Of course, the holy man, like the hero, must venture into the wilderness to find truth. Siddhartha, Zarathustra, Moses, Elijah, Mohammed, John the Baptist, Jesus: They all did it. But to extract truth from the wilderness, it helps to come out alive. Suppose Jesus had eaten some alkaloid-spiked seeds: A queasy crucifixion, that would have been, and not much of a subject for Cranach or Bach, especially as they would never have known who Jesus was. Yet, we know who McCandless was precisely because he didn’t make it out alive.

“You’re not Jesus, are you?” McCandless is asked—half-seriously in the book, half-jokingly in the film. Penn himself is dead serious: By the film’s end, the iconography of the gaunt, bearded, agonized figure in the loincloth is hard to miss. “Who do you think you are, God?” Mom (Marcia Gay Harden) asks Dad in a flashback that is not in the book. “I am God,” Dad responds. (William Hurt, precise as ever, shows us that Dad is 82.3 percent joking.) Chris is thus the Son of God who dies for our sins—or, more to the point, for God’s, which might well be said of the real Jesus, too.

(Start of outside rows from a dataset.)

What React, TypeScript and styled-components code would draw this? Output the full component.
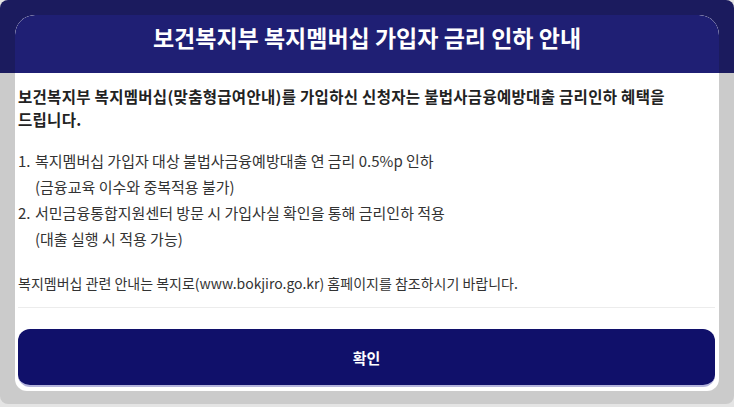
import React from 'react';
import styled, { createGlobalStyle } from 'styled-components';

const GlobalStyle = createGlobalStyle`
  html, body {
    margin: 0;
    padding: 0;
    background: #e4e4e4;
  }
  body {
    font-family: 'Noto Sans CJK KR', 'Noto Sans', sans-serif;
    word-break: keep-all;
  }
`;

const Frame = styled.div`
  width: 734px;
  height: 404px;
  box-sizing: border-box;
  padding: 15px 15px 13px 15px;
  border-radius: 8px;
  background: linear-gradient(to bottom, #1b1b5e 0, #1b1b5e 73px, #cbcbcb 73px);
  display: flex;
  flex-direction: column;
`;

const Dialog = styled.div`
  flex: 1;
  display: flex;
  flex-direction: column;
  background: #ffffff;
  border-radius: 20px 20px 12px 12px;
  overflow: hidden;
`;

const Header = styled.div`
  height: 58px;
  box-sizing: border-box;
  padding-top: 5px;
  display: flex;
  justify-content: center;
  background: #1f1f74;
  border-radius: 20px 20px 0 0;
`;

const Title = styled.h1`
  margin: 0;
  font-size: 23px;
  line-height: 34px;
  font-weight: 700;
  color: #ffffff;
`;

const Body = styled.div`
  flex: 1;
  display: flex;
  flex-direction: column;
  padding: 12px 4px 0 3px;
`;

const Lead = styled.p`
  margin: 0;
  font-size: 15.5px;
  line-height: 23px;
  font-weight: 700;
  letter-spacing: 0.3px;
  color: #222222;
`;

const List = styled.ol`
  margin: 17px 0 0 0;
  padding: 0;
  list-style: none;
`;

const Item = styled.li`
  display: flex;
  font-size: 15px;
  line-height: 26px;
  color: #333333;
`;

const Num = styled.span`
  width: 17px;
  flex-shrink: 0;
`;

const Note = styled.p`
  margin: 21px 0 0 0;
  padding-bottom: 14px;
  border-bottom: 1px solid #ececec;
  font-size: 14px;
  line-height: 20px;
  color: #333333;
`;

const Footer = styled.div`
  padding: 21px 4px 4px 3px;
`;

const ConfirmButton = styled.button`
  width: 100%;
  height: 58px;
  border: none;
  border-bottom: 2px solid #b4b4dc;
  border-radius: 12px;
  background: #10106a;
  color: #ffffff;
  font-family: inherit;
  font-size: 15px;
  font-weight: 700;
  cursor: pointer;
`;

const items = [
  ['복지멤버십 가입자 대상 불법사금융예방대출 연 금리 0.5%p 인하', '(금융교육 이수와 중복적용 불가)'],
  ['서민금융통합지원센터 방문 시 가입사실 확인을 통해 금리인하 적용', '(대출 실행 시 적용 가능)']
];

const App: React.FunctionComponent = () => (
  <>
    <GlobalStyle />
    <Frame>
      <Dialog>
        <Header>
          <Title>보건복지부 복지멤버십 가입자 금리 인하 안내</Title>
        </Header>
        <Body>
          <Lead>
            보건복지부 복지멤버십(맞춤형급여안내)를 가입하신 신청자는 불법사금융예방대출 금리인하 혜택을
            드립니다.
          </Lead>
          <List>
            {items.map(([main, sub], i) => (
              <Item key={i}>
                <Num>{i + 1}.</Num>
                <span>
                  {main}
                  <br />
                  {sub}
                </span>
              </Item>
            ))}
          </List>
          <Note>복지멤버십 관련 안내는 복지로(www.bokjiro.go.kr) 홈페이지를 참조하시기 바랍니다.</Note>
        </Body>
        <Footer>
          <ConfirmButton>확인</ConfirmButton>
        </Footer>
      </Dialog>
    </Frame>
  </>
);

export default App;
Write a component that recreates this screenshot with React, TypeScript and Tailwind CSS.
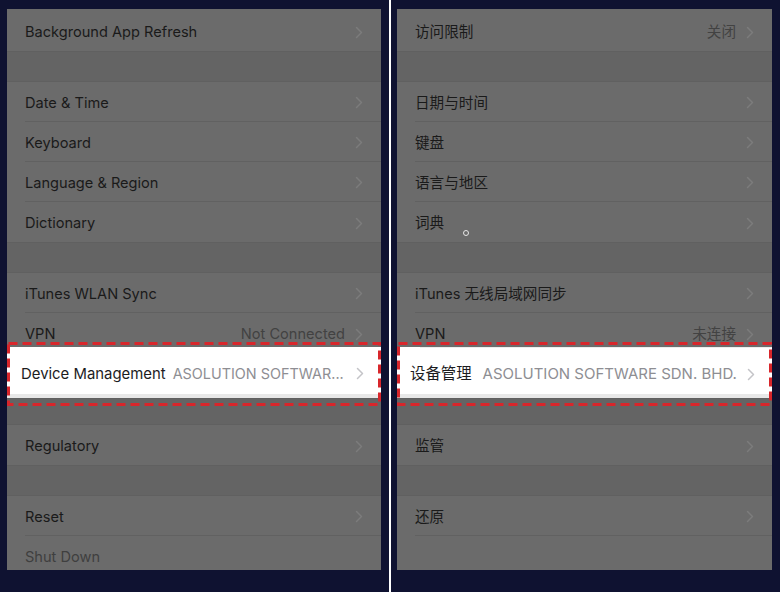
import React from "react";

const ROW_BG = "bg-[#6b6b6b]";

function Chevron({ color = "#7c7c7c" }: { color?: string }) {
  return (
    <svg width="8" height="13" viewBox="0 0 8 13" className="shrink-0">
      <path d="M1.5 1.5 L6.5 6.5 L1.5 11.5" fill="none" stroke={color} strokeWidth="1.5" strokeLinecap="round" strokeLinejoin="round" />
    </svg>
  );
}

function Row({
  label,
  value,
  chevron = true,
  border = true,
  h = "h-10",
  labelClass = "text-[#1a1a1a]",
  children,
}: {
  label: string;
  value?: string;
  chevron?: boolean;
  border?: boolean;
  h?: string;
  labelClass?: string;
  children?: React.ReactNode;
}) {
  return (
    <div className={`relative ${h} shrink-0 pl-[18px] ${ROW_BG} flex`}>
      <div className={`flex flex-1 items-center pt-[2px] pr-[18px] ${border ? "border-b border-[#616161]" : ""}`}>
        <span className={`whitespace-nowrap text-[14.6px] leading-5 ${labelClass}`}>{label}</span>
        <div className="ml-auto flex items-center gap-[10px]">
          {value && <span className="text-[14.6px] leading-5 text-[#424242]">{value}</span>}
          {chevron && <Chevron />}
        </div>
      </div>
      {children}
    </div>
  );
}

function Band({ h = "h-[31px]" }: { h?: string }) {
  return <div className={`${h} shrink-0 bg-[#646464] border-y border-[#606060]`} />;
}

function Highlight({
  label,
  value,
  width,
  pl,
  gap,
  labelSize,
  valueSize,
  line,
}: {
  label: string;
  value: string;
  width: number;
  pl: string;
  gap: string;
  labelSize: string;
  valueSize: string;
  line?: boolean;
}) {
  return (
    <div className="relative h-[51px] shrink-0 flex flex-col bg-white">
      {line && <div className="ml-[23px] h-px bg-[#ececec]" />}
      <div className={`flex h-[47px] items-center pt-[6px] ${pl} pr-[17px]`}>
        <span className={`shrink-0 whitespace-nowrap ${labelSize} leading-5 text-[#1c1c1e]`}>{label}</span>
        <span className={`${gap} whitespace-nowrap ${valueSize} leading-5 text-[#8e8e93]`}>{value}</span>
        <div className="ml-auto pl-2">
          <Chevron color="#c4c4c8" />
        </div>
      </div>
      <div className="h-[4px] bg-[#e8e8e8]" />
      <svg
        className="pointer-events-none absolute left-0 top-[-5px]"
        width={width}
        height={64}
        viewBox={`0 0 ${width} 64`}
      >
        <rect
          x="1.5"
          y="1.5"
          width={width - 3}
          height={61}
          fill="none"
          stroke="#d8262b"
          strokeWidth="3"
          strokeDasharray="9 5"
        />
      </svg>
    </div>
  );
}

function VpnRow({ value }: { value: string }) {
  return (
    <div className={`h-[34px] shrink-0 pl-[18px] ${ROW_BG} flex items-start pt-[11px] pr-[18px]`}>
      <span className="text-[14.6px] leading-5 text-[#1a1a1a]">VPN</span>
      <div className="ml-auto flex items-center gap-[10px] h-5">
        <span className="text-[14.6px] leading-5 text-[#424242]">{value}</span>
        <Chevron />
      </div>
    </div>
  );
}

function LeftPanel() {
  return (
    <div className={`relative flex h-[561px] w-[374px] flex-col overflow-hidden ${ROW_BG}`}>
      <Row label="Background App Refresh" h="h-[42px] pt-[2px]" border={false} />
      <Band />
      <Row label="Date & Time" />
      <Row label="Keyboard" />
      <Row label="Language & Region" />
      <Row label="Dictionary" border={false} />
      <Band />
      <Row label="iTunes WLAN Sync" />
      <VpnRow value="Not Connected" />
      <Highlight
        label="Device Management"
        value="ASOLUTION SOFTWAR..."
        width={374}
        pl="pl-[14px]"
        gap="ml-[7px]"
        labelSize="text-[14.9px]"
        valueSize="text-[14.4px]"
      />
      <Band h="h-[27px]" />
      <Row label="Regulatory" border={false} />
      <Band />
      <Row label="Reset" />
      <Row label="Shut Down" chevron={false} border={false} labelClass="text-[#3f3f3f]" />
    </div>
  );
}

function RightPanel() {
  return (
    <div className={`relative flex h-[561px] w-[375px] flex-col overflow-hidden ${ROW_BG}`}>
      <Row label="访问限制" value="关闭" h="h-[42px] pt-[2px]" border={false} />
      <Band />
      <Row label="日期与时间" />
      <Row label="键盘" />
      <Row label="语言与地区" />
      <Row label="词典" border={false}>
        <div className="absolute left-[66px] top-[28px] h-[6px] w-[6px] rounded-full border border-[#e6e6e6]" />
      </Row>
      <Band />
      <Row label="iTunes 无线局域网同步" />
      <VpnRow value="未连接" />
      <Highlight
        label="设备管理"
        value="ASOLUTION SOFTWARE SDN. BHD."
        width={375}
        pl="pl-[13px]"
        gap="ml-[11px]"
        labelSize="text-[15.4px]"
        valueSize="text-[15px]"
        line
      />
      <Band h="h-[27px]" />
      <Row label="监管" border={false} />
      <Band />
      <Row label="还原" />
      <Row label="" chevron={false} border={false} />
    </div>
  );
}

export default function App() {
  return (
    <div className="flex h-[592px] w-[780px] overflow-hidden bg-[#0f1231] font-['Inter','Noto_Sans_CJK_SC',sans-serif]">
      <div className="pl-[7px] pr-[8px] pt-[9px]">
        <LeftPanel />
      </div>
      <div className="w-[2px] bg-white" />
      <div className="pl-[6px] pt-[9px]">
        <RightPanel />
      </div>
    </div>
  );
}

Penn’s mythologizing, which exceeds Krakauer’s by several kilocampbells, is gripping, but troubling, too. For a case can be made that it was McCandless’ need to see himself under the klieg light of myth, with little room for shade or nuance, that was his undoing. As Krakauer makes plain, but Penn (despite that scruffy, snow-crunching opening scene) does not, McCandless willed his wilderness to be wilder than it really was. In truth, he was never more than a few days’ hike from a traveled road. The abandoned bus in which he made his camp sat just outside the boundary of the wilderness preserve. There were cabins (uninhabited at that time of year) five miles away. There was an abandoned cable-and-basket rig he could have used to cross the Teklanika River. There were points upstream that might well have been fordable even with the river in flood. He would have known about these things if he’d bought a USGS map. Of the magic gifts McCandless lacked, that would have been the cheapest and easiest to obtain.

Why didn’t he get one? Krakauer has an answer: He yearned “to wander uncharted country, to find a blank spot on the map.” But in 1992, there were no blank spots. So, “[h]e simply got rid of the map.”

Here is where the spikes meet, where Cronon and Krakauer concur: The myth of wilderness can be dangerous, to the individual as well as to society as a whole. The problem is, the absence of that myth is more dangerous still.

Since Cronon’s essay appeared, the scientific evidence has piled up on both sides of the scale. On the one hand, it has become clear that many places we think of as wild have in fact been transformed by millennia of human meddling. Even the Amazon rainforest owes its most fertile soil—the terra preta or “black earth,” which is thought to mat, in aggregate, an area the size of France—to Indian “cool burning.” At the same time, it has become ever clearer that places we think of as wild—however imperfect their wildness—are crucial to human survival. They are so by virtue of the wildness that is in them: the ecological intelligence that has evolved over millions of years and will keep evolving if we don’t pave it over. The flow of energy, the cycling of water and nutrients, the mix of gases in the atmosphere, the regulation of climate and of the oceans’ salinity: These and other vital services are provided free of charge. We can, if we are modest and deft and clever, work in partnership with this intelligence, but we can never fully duplicate it, control it, or replace it with mechanisms of our own.

The Indians of the Amazon could live in wilderness, stretching and torquing it subtly without squeezing out its wildness. We can’t. Our tools are too brutal and we swing them about too freely. Above all, there are too damned many of us. If we get too cozy with wilderness (or “wilderness”)—if we convince ourselves that we are competent to manage or “garden” or “steward” every inch of the Earth’s surface—we are asking for trouble. As I wrote some years back, wilderness is indeed a social construction, but so is the guard rail at the edge of a cliff.

The object Cronon tried, with some success, to dismantle is, for all its difficulties, one of immense value, both spiritual and practical. In order to have practical value, it must have spiritual value: a paradox, but true. Religion is constantly building fences, planting hedges, scarifying our soles for traction against the slippery slope. The trick, of course, is to respect the guard rail but remember that one may, from time to time, have to climb over it. When we read on the front page of the New York Times that the Nature Conservancy, in acquiring 161,000 acres of Adirondack wild lands, has gone into the logging business, we are right to be skeptical but not closed-minded. And when we walk into the wild ourselves, we are right to do so in fear and trembling, with our feet on the ground and a good, up-to-date map in our pack.